Engaging investors: A mix of old and new approaches to courting the private sector

Under the National Development Plan (NDP) and Vision 2035, the government is committed to spending vast sums on construction and infrastructure projects over the next two decades. Although liquidity in the public sector is high, many of these projects will require significant private investment to come to fruition. To attract investors, the authorities plan to offer numerous public-private partnership (PPP) opportunities.

BOTS: Most PPP construction projects under the NDP are expected to follow a build-operate-transfer (BOT) model, wherein a private firm builds and manages a facility for a fixed period before transferring ownership to the government. The current legal framework governing BOT contracts in Kuwait dates back to Law 7 of 2008. Under Law 7, all government bodies forming BOT agreements that involve state land must get permission from a “supreme committee” of senior ministers and officials. In addition, the law sets a contract limit of 30 years, with 40-year terms available in special cases. Furthermore, for all BOT contracts above KD60m ($216.3m), the law calls for the establishment of a special purpose vehicle (SPV) formed as a joint stock company. In most cases, the firm executing the project retains 10% of shares in the SPV, with another 40% offered to other companies at public auction and 50% reserved for public subscription to Kuwaiti nationals.

A FAVOURED MODEL: The BOT model has several advantages: it allows the state to attract private investment but still retain control of assets; it facilitates technology transfer and the sharing of international best practices; and by requiring private investors to bear most of the construction costs, this approach reduces the public sector’s financial risk. This latter point is indeed crucial given that Kuwait’s heavy reliance on government revenue is regarded as unsustainable.

For private investors, BOT contracts can offer strong returns if developers are given adequate time to generate revenue and recoup construction costs. In Kuwait, the current 30-year BOT window is far more generous the 20-year timeframe that prevailed for much of the past two decades. Perhaps most importantly, BOT schemes give private developers access to land, which is a premium commodity considering over 90% of the country’s land mass is controlled by the government.

The BOT model has often been successful at delivering major development projects in Kuwait over the past 20 years, especially in the areas of infrastructure, power, real estate and transportation. According to Osama Refaei, the general manager of construction and engineering at Kuwait Dynamics, “In the past two decades we have seen successful, large-scale BOT projects in nearly every sector of the economy. The model has flourished because the government has been able to mitigate risk and hire quality developers, while the private sector has been able to take on unique ventures and generate profits.”

One successful BOT venture has been the Sulaibiya Wastewater Treatment and Reclamation Plant, which was built by Germany’s Philipp Holzmann and Kuwait’s Kharafi Group in 2002-04 at a cost of KD116m ($418.18m). It is the first facility of its kind in the Middle East and one of the largest the world. Both parties operate the plant under the 30-year concession.

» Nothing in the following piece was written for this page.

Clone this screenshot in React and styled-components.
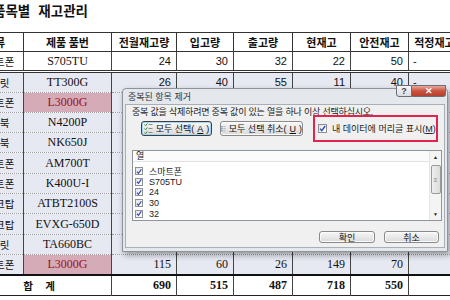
import React from 'react'
import styled, { createGlobalStyle } from 'styled-components'

const Global = createGlobalStyle`
html, body {
  margin: 0;
  padding: 0;
  background: #fff;
}
`

const Page = styled.div`
position: relative;
width: 450px;
height: 300px;
overflow: hidden;
background: #fff;
font-family: "Liberation Serif", "Noto Sans CJK KR", serif;
`

const Title = styled.div`
height: 32px;
box-sizing: border-box;
padding-top: 0;
margin-left: -7px;
font-family: "Noto Sans CJK KR", sans-serif;
font-weight: 700;
font-size: 13.5px;
word-spacing: 5px;
color: #111;
white-space: nowrap;
`

const Table = styled.table`
border-collapse: collapse;
table-layout: fixed;
width: 504px;
margin-left: -34px;
`

const HeadRow = styled.tr`
height: 19px;
`

const Row = styled.tr`
height: ${p => p.$h || 20.3}px;
background: ${p => p.$tint ? '#e6e8f2' : '#fff'};
border-bottom: ${p => p.$sep ? '3px double #333' : '1px dotted #999'};
border-top: ${p => p.$top ? '2px solid #111' : 'none'};
&:last-child { border-bottom: 1px solid #222; }
`

const Th = styled.th`
border: 1px solid #333;
padding: 0;
font-family: "Noto Sans CJK KR", sans-serif;
font-weight: 700;
font-size: 11px;
color: #111;
text-align: center;
white-space: nowrap;
overflow: hidden;
`

const Td = styled.td`
border-left: 1px solid #444;
border-right: 1px solid #444;
padding: 0 ${p => p.$align === 'right' ? '5px' : '4px'};
font-size: ${p => p.$sans ? '11px' : '12px'};
font-family: ${p => p.$sans ? '"Liberation Sans", "Noto Sans CJK KR", sans-serif' : '"Liberation Serif", "Noto Sans CJK KR", serif'};
font-weight: ${p => p.$bold ? 700 : 400};
text-align: ${p => p.$align || 'center'};
color: ${p => p.$hot ? '#9c1020' : '#111'};
background: ${p => p.$hot ? '#d4abb6' : 'transparent'};
white-space: nowrap;
overflow: hidden;
`

const KoCell = styled(Td)`
font-family: "Noto Sans CJK KR", sans-serif;
font-size: 10.5px;
`

/* ---------- dialog ---------- */

const Dialog = styled.div`
position: absolute;
left: 122px;
top: 88px;
width: 326px;
height: 164px;
box-sizing: border-box;
border: 1px solid #8c939b;
border-radius: 4px 4px 0 0;
background: #e4e8ed;
box-shadow: 2px 3px 6px rgba(0, 0, 0, 0.35);
display: flex;
flex-direction: column;
padding: 0 2px 3px 2px;
font-family: "Liberation Sans", "Noto Sans CJK KR", sans-serif;
font-size: 9px;
color: #222;
`

const Caption = styled.div`
height: 15px;
display: flex;
align-items: center;
padding-left: 3px;
color: #333;
`

const CapButtons = styled.div`
position: absolute;
right: 1px;
top: -4px;
display: flex;
`

const CapBtn = styled.div`
width: ${p => p.$w}px;
height: 12px;
box-sizing: border-box;
border: 1px solid #6b6f75;
border-left-width: ${p => p.$first ? '1px' : '0'};
border-radius: ${p => p.$first ? '0 0 0 3px' : '0 0 3px 0'};
background: ${p => p.$close
    ? 'linear-gradient(#e9a99b, #c8533f 50%, #b8402c)'
    : 'linear-gradient(#f6f7f9, #d9dde3)'};
color: ${p => p.$close ? '#fff' : '#444'};
font-weight: 700;
font-size: 9px;
display: flex;
align-items: center;
justify-content: center;
`

const Client = styled.div`
flex: 1;
background: #f0f0f0;
border: 1px solid #a9afb6;
display: flex;
flex-direction: column;
padding: 0 2px 0 6px;
`

const Hint = styled.div`
height: 10px;
line-height: 10px;
margin-top: 2px;
white-space: nowrap;
letter-spacing: -0.2px;
`

const Tools = styled.div`
display: flex;
align-items: center;
height: 27px;
margin-top: -2px;
`

const Btn = styled.div`
box-sizing: border-box;
width: ${p => p.$w}px;
height: ${p => p.$h || 15}px;
margin-left: ${p => p.$ml || 0}px;
border: 1px solid ${p => p.$focus ? '#3c3f44' : '#8a8a8a'};
border-radius: 3px;
background: linear-gradient(#f7f7f7, #e9e9e9 50%, #d9d9d9);
box-shadow: ${p => p.$focus ? 'inset 0 0 0 1px #a8d6f2' : 'inset 0 0 0 1px #fbfbfb'};
display: flex;
align-items: center;
justify-content: center;
gap: 3px;
white-space: nowrap;
color: #111;
`

const Key = styled.span`
text-decoration: underline;
`

const HeadBox = styled.div`
box-sizing: border-box;
width: 125px;
height: 27px;
margin-left: 10px;
border: 2px solid #e2234f;
display: flex;
align-items: center;
padding-left: 3px;
gap: 5px;
white-space: nowrap;
`

const Check = styled.span`
box-sizing: border-box;
width: ${p => p.$s || 9}px;
height: ${p => p.$s || 9}px;
border: 1px solid #8c8f94;
background: linear-gradient(135deg, #e4e4e4, #fff);
display: flex;
align-items: center;
justify-content: center;
flex: none;
`

const ListBox = styled.div`
margin-top: 8px;
height: 71px;
box-sizing: border-box;
border: 1px solid #8e949c;
background: #fff;
display: flex;
`

const ListMain = styled.div`
flex: 1;
display: flex;
flex-direction: column;
`

const ListHead = styled.div`
height: 10px;
line-height: 10px;
padding-left: 3px;
margin-bottom: 4px;
border-bottom: 1px solid #e2e2e2;
background: #fbfbfb;
`

const Item = styled.div`
height: 10.6px;
display: flex;
align-items: center;
padding-left: 2px;
gap: 6px;
`

const Scroll = styled.div`
width: 11px;
border-left: 1px solid #e4e4e4;
background: #f4f4f4;
display: flex;
flex-direction: column;
align-items: center;
justify-content: space-between;
`

const Arrow = styled.div`
height: 12px;
font-size: 5px;
line-height: 12px;
color: #222;
`

const Thumb = styled.div`
box-sizing: border-box;
width: 10px;
height: 29px;
margin-top: 2px;
margin-bottom: auto;
border: 1px solid #9a9a9a;
border-radius: 2px;
background: linear-gradient(90deg, #eeeeee, #dcdcdc);
display: flex;
align-items: center;
justify-content: center;
font-size: 6px;
color: #777;
`

const Footer = styled.div`
display: flex;
justify-content: flex-end;
gap: 9px;
margin-top: 10px;
padding-right: 3px;
`

const CheckMark = () => (
    <svg width="7" height="7" viewBox="0 0 7 7">
        <path d="M1 3.6 L2.8 5.6 L6.2 1" stroke="#2a49b0" strokeWidth="1.3" fill="none" />
    </svg>
)

const SelectAllIcon = () => (
    <svg width="9" height="12" viewBox="0 0 9 12">
        {[1, 5, 9].map(y => (
            <g key={y}>
                <path d={`M0.5 ${y + 0.5} L1.6 ${y + 1.8} L3.4 ${y - 0.6}`} stroke="#2f9a3a" strokeWidth="1" fill="none" />
                <rect x="4.5" y={y} width="4" height="1" fill="#8c8c8c" />
            </g>
        ))}
    </svg>
)

const ClearAllIcon = () => (
    <svg width="9" height="12" viewBox="0 0 9 12">
        {[1, 5, 9].map(y => (
            <g key={y}>
                <rect x="0.5" y={y - 0.5} width="2.5" height="2.5" fill="none" stroke="#5b7fc0" strokeWidth="0.8" />
                <rect x="4.5" y={y} width="4" height="1" fill="#8c8c8c" />
            </g>
        ))}
    </svg>
)

const rows = [
    { k: '스마트폰', id: 'S705TU', n: [24, 30, 32, 22, 50], x: '-', sans: true },
    { k: '태블릿', id: 'TT300G', n: [26, 40, 55, 11, 40], x: '-', sans: true, tint: true },
    { k: '스마트폰', id: 'L3000G', n: [115, 60, 26, 149, 70], x: '', hot: true, tint: true },
    { k: '노트북', id: 'N4200P', n: [38, 25, 30, 33, 30], x: '', tint: true },
    { k: '노트북', id: 'NK650J', n: [42, 35, 40, 37, 40], x: '', tint: true },
    { k: '스마트폰', id: 'AM700T', n: [70, 50, 62, 58, 60], x: '', tint: true },
    { k: '스마트폰', id: 'K400U-I', n: [90, 70, 55, 105, 80], x: '', tint: true },
    { k: '데스크탑', id: 'ATBT2100S', n: [55, 60, 48, 67, 50], x: '', tint: true },
    { k: '데스크탑', id: 'EVXG-650D', n: [60, 60, 58, 62, 50], x: '', tint: true },
    { k: '태블릿', id: 'TA660BC', n: [45, 25, 55, 15, 30], x: '', tint: true },
    { k: '스마트폰', id: 'L3000G', n: [115, 60, 26, 149, 70], x: '', hot: true, tint: true },
]

const heads = ['종류', '제품 품번', '전월재고량', '입고량', '출고량', '현재고', '안전재고', '적정재고량']
const widths = [57, 88, 65, 57, 59, 58, 58, 62]
const listItems = ['스마트폰', 'S705TU', '24', '30', '32']

export default function App() {
    return (
        <Page>
            <Global />
            <Title>품목별  재고관리</Title>
            <Table>
                <colgroup>
                    {widths.map((w, i) => <col key={i} style={{ width: w }} />)}
                </colgroup>
                <thead>
                    <HeadRow>
                        {heads.map(h => <Th key={h}>{h}</Th>)}
                    </HeadRow>
                </thead>
                <tbody>
                    {rows.map((r, i) => (
                        <Row key={i} $tint={r.tint} $sep={i === 0}>
                            <KoCell>{r.k}</KoCell>
                            <Td $hot={r.hot}>{r.id}</Td>
                            {r.n.map((v, j) => <Td key={j} $align="right" $sans={r.sans}>{v}</Td>)}
                            <Td $align="left" $sans>{r.x}</Td>
                        </Row>
                    ))}
                    <Row $top $h={21}>
                        <KoCell colSpan={2} $bold style={{ wordSpacing: 10 }}>합 계</KoCell>
                        {[690, 515, 487, 718, 550].map(v => <Td key={v} $align="right" $bold>{v}</Td>)}
                        <Td />
                    </Row>
                </tbody>
            </Table>

            <Dialog>
                <Caption>중복된 항목 제거</Caption>
                <CapButtons>
                    <CapBtn $w={16} $first>?</CapBtn>
                    <CapBtn $w={34} $close>✕</CapBtn>
                </CapButtons>
                <Client>
                    <Hint>중복 값을 삭제하려면 중복 값이 있는 열을 하나 이상 선택하십시오.</Hint>
                    <Tools>
                        <Btn $w={71} $ml={9} $focus><SelectAllIcon />모두 선택(<Key>A</Key>)</Btn>
                        <Btn $w={83} $ml={8}><ClearAllIcon />모두 선택 취소(<Key>U</Key>)</Btn>
                        <HeadBox>
                            <Check><CheckMark /></Check>
                            <span>내 데이터에 머리글 표시(<Key>M</Key>)</span>
                        </HeadBox>
                    </Tools>
                    <ListBox>
                        <ListMain>
                            <ListHead>열</ListHead>
                            {listItems.map(t => (
                                <Item key={t}>
                                    <Check $s={8}><CheckMark /></Check>
                                    <span>{t}</span>
                                </Item>
                            ))}
                        </ListMain>
                        <Scroll>
                            <Arrow>▲</Arrow>
                            <Thumb>≡</Thumb>
                            <Arrow>▼</Arrow>
                        </Scroll>
                    </ListBox>
                    <Footer>
                        <Btn $w={56} $h={12}>확인</Btn>
                        <Btn $w={55} $h={12}>취소</Btn>
                    </Footer>
                </Client>
            </Dialog>
        </Page>
    )
}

NEW APPROACHES: Although the BOT approach has a strong track record in Kuwait, the government is keen to explore other PPP models to boost private sector participation. One agency investigating new PPP opportunities is the Partnerships Technical Bureau (PTB).

According to local reports, the PTB plans to structure 24 private sector projects worth $21bn.

One project that represents a slight break from the country’s traditional PPP approach is the Kuwait Health Assurance Company (KHAC), a public-private health organisation that will begin providing health insurance to the expatriate population in 2015, and will oversee the building of three new hospitals and 15 health centres. Whereas BOT contracts have traditionally been used to achieve a narrow purpose, such as the construction and management of malls, this venture is part of an effort to privatise much of the health care system.